* _EXERCISE AIM_
Using the listing below, select the lines with the word "styles" and copy them.

-- -- --

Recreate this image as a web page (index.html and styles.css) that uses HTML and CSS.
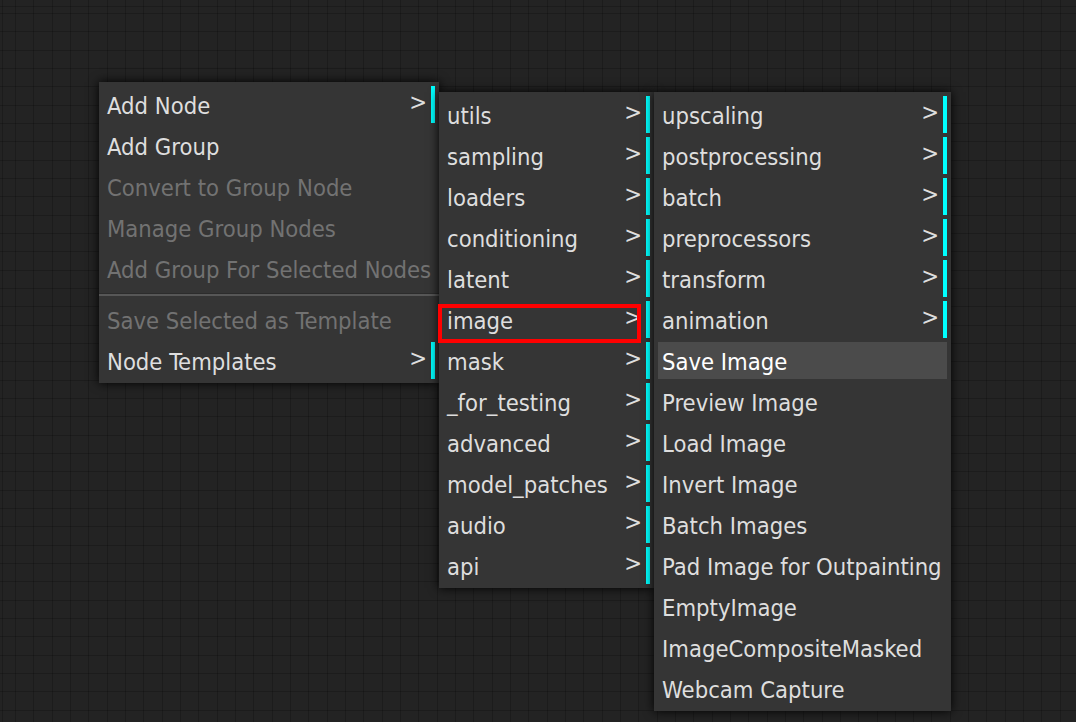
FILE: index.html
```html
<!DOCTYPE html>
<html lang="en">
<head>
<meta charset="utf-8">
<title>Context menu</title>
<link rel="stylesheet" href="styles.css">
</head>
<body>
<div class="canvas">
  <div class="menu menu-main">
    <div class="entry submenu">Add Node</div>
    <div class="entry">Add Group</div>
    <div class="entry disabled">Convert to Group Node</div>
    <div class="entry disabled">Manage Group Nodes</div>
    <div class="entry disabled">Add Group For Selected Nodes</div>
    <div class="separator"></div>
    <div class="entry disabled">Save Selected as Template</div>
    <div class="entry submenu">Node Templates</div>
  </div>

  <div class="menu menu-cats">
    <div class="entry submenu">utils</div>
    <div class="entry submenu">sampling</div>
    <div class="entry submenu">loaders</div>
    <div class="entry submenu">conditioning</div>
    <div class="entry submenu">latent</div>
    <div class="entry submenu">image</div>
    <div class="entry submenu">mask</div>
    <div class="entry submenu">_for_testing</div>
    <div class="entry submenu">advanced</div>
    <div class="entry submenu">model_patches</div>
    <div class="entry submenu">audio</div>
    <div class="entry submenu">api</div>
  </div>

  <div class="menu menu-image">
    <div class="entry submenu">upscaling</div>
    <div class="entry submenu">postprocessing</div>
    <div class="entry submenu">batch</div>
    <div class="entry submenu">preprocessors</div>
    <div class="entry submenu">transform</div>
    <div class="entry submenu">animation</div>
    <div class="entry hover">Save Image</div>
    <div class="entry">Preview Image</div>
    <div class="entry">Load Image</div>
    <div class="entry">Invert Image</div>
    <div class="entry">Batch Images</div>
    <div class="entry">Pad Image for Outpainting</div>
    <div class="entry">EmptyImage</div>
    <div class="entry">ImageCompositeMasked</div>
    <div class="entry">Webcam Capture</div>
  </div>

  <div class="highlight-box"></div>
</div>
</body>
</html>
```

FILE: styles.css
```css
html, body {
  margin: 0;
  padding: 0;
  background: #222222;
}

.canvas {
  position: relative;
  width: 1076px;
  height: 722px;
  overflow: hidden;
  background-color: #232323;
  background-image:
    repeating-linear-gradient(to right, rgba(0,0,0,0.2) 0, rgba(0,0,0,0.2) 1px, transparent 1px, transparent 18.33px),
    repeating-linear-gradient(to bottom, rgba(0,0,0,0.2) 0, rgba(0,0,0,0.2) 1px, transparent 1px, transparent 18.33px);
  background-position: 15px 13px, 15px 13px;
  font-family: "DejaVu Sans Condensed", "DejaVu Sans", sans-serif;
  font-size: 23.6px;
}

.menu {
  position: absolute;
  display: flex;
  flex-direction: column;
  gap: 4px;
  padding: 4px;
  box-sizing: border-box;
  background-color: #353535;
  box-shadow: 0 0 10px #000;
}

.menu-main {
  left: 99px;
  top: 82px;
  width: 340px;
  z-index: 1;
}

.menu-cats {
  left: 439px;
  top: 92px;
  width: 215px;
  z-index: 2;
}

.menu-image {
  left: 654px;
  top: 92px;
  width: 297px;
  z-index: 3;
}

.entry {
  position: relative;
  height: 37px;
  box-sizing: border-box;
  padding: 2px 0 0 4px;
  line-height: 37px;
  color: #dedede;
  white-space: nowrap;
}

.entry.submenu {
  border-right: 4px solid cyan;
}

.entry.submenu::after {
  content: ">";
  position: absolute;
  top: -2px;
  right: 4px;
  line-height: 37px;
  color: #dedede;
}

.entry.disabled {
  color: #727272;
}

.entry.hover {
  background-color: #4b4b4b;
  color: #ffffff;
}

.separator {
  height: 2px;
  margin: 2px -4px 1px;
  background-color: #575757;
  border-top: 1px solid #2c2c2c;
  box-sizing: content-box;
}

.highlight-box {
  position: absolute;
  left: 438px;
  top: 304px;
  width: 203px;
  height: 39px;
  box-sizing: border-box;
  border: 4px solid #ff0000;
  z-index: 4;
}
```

-- -- --

* _COMPLETED TASK_
Recreate this image as a web page (index.html and styles.css) that uses HTML and CSS.
<link rel="stylesheet" href="styles.css">
FILE: styles.css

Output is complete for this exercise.